Scott 'Scooter' Braun and CAA's Rob Light on the Future of Music at Milken Conference (Video)
Justin Bieber's manager, Scott “Scooter” Braun, and CAA Music Dept. head Rob Light were two of the six panelists holding forth on “The Evolution of Music and the Music Consumer” at Tuesday’s Milken Institute Global Conference at the Beverly Hilton. They were joined by mega-mogul Irving Azoff, UMG head Lucian Grainge, Clear Channel’s Robert Pittman and EDM impresario Pasquale Rotella in a wide-ranging discussion on the dynamic changes in the music business over the last 16 years, moderated by John Amato, co-president of Billboard and The Hollywood Reporter.
After the discussion, Braun and Light dropped by to discuss the issues with THR. “Streaming only improves the other ways we consume music,” says Braun. “It just gives us more access to it…. People want music to be near them all day long.”
About his breaking of such acts as Bieber, Psy and Carly Rae Jepsen, Braun says: “You can build the greatest brand in the world, but it’s short-lived if you don’t make great records. We’ve been very fortunate to break acts, but it starts with the music and that connection. What we’ve done with social media is put more eyeballs and let the public decide.
“At the end of the day, our industry is built on the demand of the consumer and what they want. We have to find the middle ground. We can’t hold on to the old model. None of us has a crystal ball. It’s exciting to have an open frontier ahead of us, and how we’re going to create this business.”
CAA’s Light is bullish on the live concert business and its relationship to the music industry as a whole, saying it’s gone from an afterthought to a crucial element.

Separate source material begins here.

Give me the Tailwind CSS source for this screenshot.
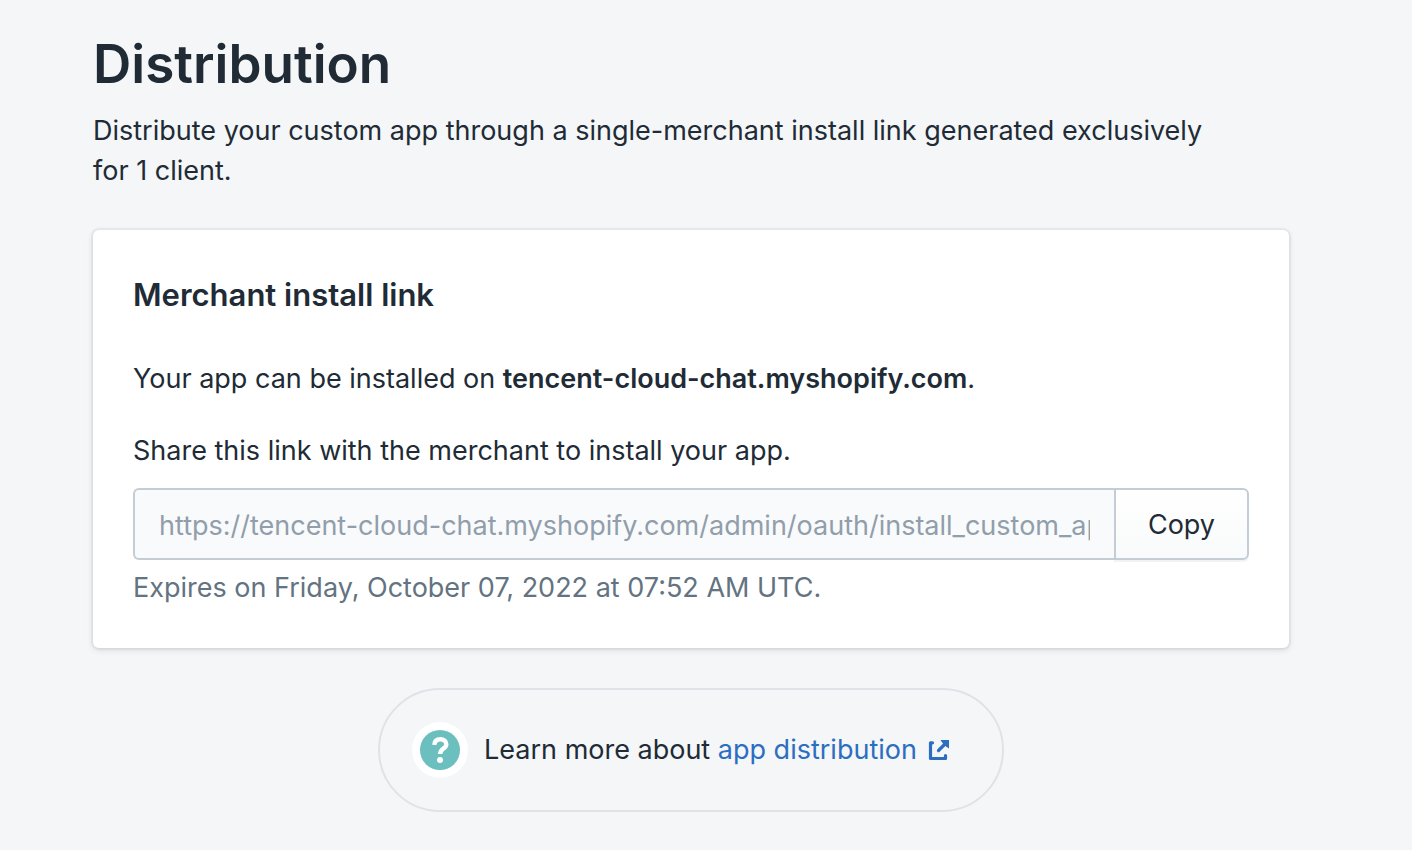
<!DOCTYPE html>
<html lang="en">
<head>
  <meta charset="UTF-8">
  <meta name="viewport" content="width=device-width, initial-scale=1.0">
  <title>Distribution</title>
  <script src="https://cdn.jsdelivr.net/npm/@tailwindcss/browser@4"></script>
</head>
<body class="min-h-screen bg-[#f4f6f8] font-[Inter,'Liberation_Sans',sans-serif] text-[27px] leading-10 text-[#212b36]">
  <main class="mr-[123px] ml-[93px] pt-8">
    <h1 class="text-[53px] leading-[64px] font-semibold">Distribution</h1>
    <p class="mt-[15px] max-w-[1140px]">Distribute your custom app through a single-merchant install link generated exclusively for 1 client.</p>

    <!-- Install link card -->
    <section class="mt-[39px] rounded-md bg-white p-10 shadow-[0_0_0_2px_rgba(63,63,68,0.05),0_2px_6px_rgba(63,63,68,0.15)]">
      <h2 class="mt-[5px] text-[31px] leading-10 font-semibold">Merchant install link</h2>
      <p class="mt-11">Your app can be installed on <strong class="font-semibold">tencent-cloud-chat.myshopify.com</strong>.</p>
      <label for="installLink" class="mt-8 block">Share this link with the merchant to install your app.</label>
      <div class="mt-[17px] flex h-[72px]">
        <input id="installLink" type="text" disabled value="https://tencent-cloud-chat.myshopify.com/admin/oauth/install_custom_app" class="min-w-0 flex-1 rounded-l-md border-2 border-r-0 border-[#c4cdd5] bg-[#f9fafb] px-6 pt-1 text-[#919eab]">
        <button type="button" class="rounded-r-md border-2 border-[#c4cdd5] bg-linear-to-b from-white to-[#f9fafb] px-8 pt-[2px] shadow-[0_2px_0_rgba(22,29,37,0.05)]">Copy</button>
      </div>
      <p class="mt-2 text-[#637381]">Expires on Friday, October 07, 2022 at 07:52 AM UTC.</p>
    </section>

    <!-- Footer help -->
    <div class="mt-10 flex justify-center">
      <div class="flex h-[124px] items-center rounded-full border-2 border-[#dfe3e8] pr-[51px] pl-8">
        <svg class="mr-4 size-14" viewBox="0 0 56 56" fill="none" aria-hidden="true">
          <circle cx="28" cy="28" r="28" fill="#fff"/>
          <circle cx="28" cy="28" r="20" fill="#6bbfbe"/>
          <path d="M22.300 22.800C22.500 19 25 17.200 28.300 17.200C32 17.200 34.300 19.400 34.300 22.300C34.300 27 28.200 26.200 28.200 32" stroke="#fff" stroke-width="4.400"/>
          <circle cx="28" cy="38" r="3" fill="#fff"/>
        </svg>
        <p>Learn more about <a href="#" class="text-[#2c6ebf]">app distribution<svg class="ml-[10px] inline size-6 align-[-3px]" viewBox="0 0 24 24" fill="none" stroke="currentColor" stroke-width="3.200" stroke-linecap="round" stroke-linejoin="round" aria-hidden="true"><path d="M5.500 4.800H3.500V20.500H18.500V17.500M11.500 12.500 19 5"/><path d="M13.500 2H22V10.500L19 8.500 15.500 5Z" fill="currentColor" stroke="none"/></svg></a></p>
      </div>
    </div>
  </main>
</body>
</html>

“Touring has now become a critical part of any marketing mix, rather than an afterthought,” says Light. “How do you create demand that builds future demand? When it’s done right, I think it has a huge impact on the career of an artist.”
Light also is optimistic about the rise of multiday festivals, like Coachella, Bonaroo, Austin City Limits and Lollapalooza. “The real holy grail of festivals is [to create] the next generation of headliners,” he says. “Lifestyle is important, but it’s not the whole ticket. You need stars to drive them. ”
About the role of viral marketing in promoting concerts, he says: “We’re just at the front edge of how social media can help promote our clients. It’s a huge game-changer.
“The more technology we have, the more we want to spend time together. Live music will always be important.”